Expenditure on development is capitalised as intangible asset and depreciated in accordance with depreciation
policy of the Company. Expenditure incurred during the research phase is expensed as incurred.

Development expenditure incurred on an individual project is recognised as an intangible asset when all of the
following criteria are met:

- It is technically feasible to complete the intangible asset so that it will be available for use or sale.

- There is an intention to complete the asset.

- There is an ability to use or sell the asset.

- The asset will generate future economic benefits.

- Adequate resources are available to complete the development and to use or sell the asset.

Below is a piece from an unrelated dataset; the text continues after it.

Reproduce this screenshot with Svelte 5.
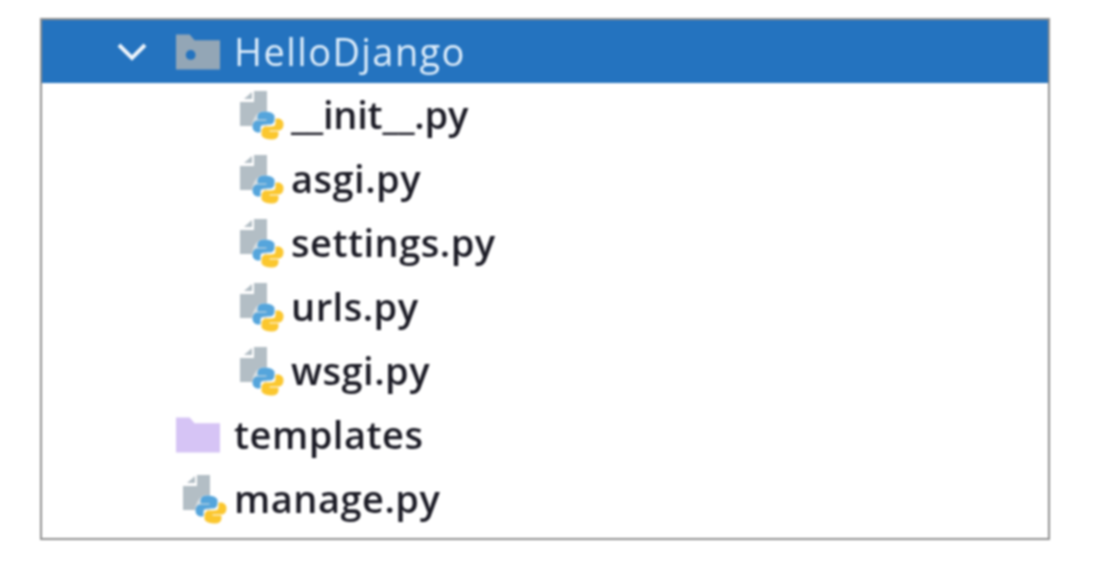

- The expenditure attributable to the intangible asset during development can be measured reliably.

Amortisation of the asset begins when development is complete and the asset is available for use and it is
amortised on straight line method over the estimated useful life. Expenditure that cannot be distinguished
between research phase and development phase is expensed as incurred.

3.12 Intangible assets

Operating software is capitalised along with the related assets. Other computer software is stated at acquisition cost,
net of accumulated amortisation and accumulated impairment losses, if any, and are amortised on a straight line basis
over their estimated useful life. Costs associated with maintaining software programmes are recognised as an expense
as incurred.

The Company amortises intangible assets (Computer software) with a finite useful life using the straight-line method
over 3-5 years and the useful life is reviewed at end of each reporting period, and adjusted if appropriate. The
amortisation method and the estimated useful life of intangible assets are reviewed at each reporting period.

3.13 Trade and other payables

These amounts represent liabilities for goods and services provided to the Company prior to the end of financial year,
which are unpaid. The amounts are unsecured and are usually paid within 90 days of recognition. Trade and other
payables are presented as current liabilities unless payment is not due within 12 months after the reporting period.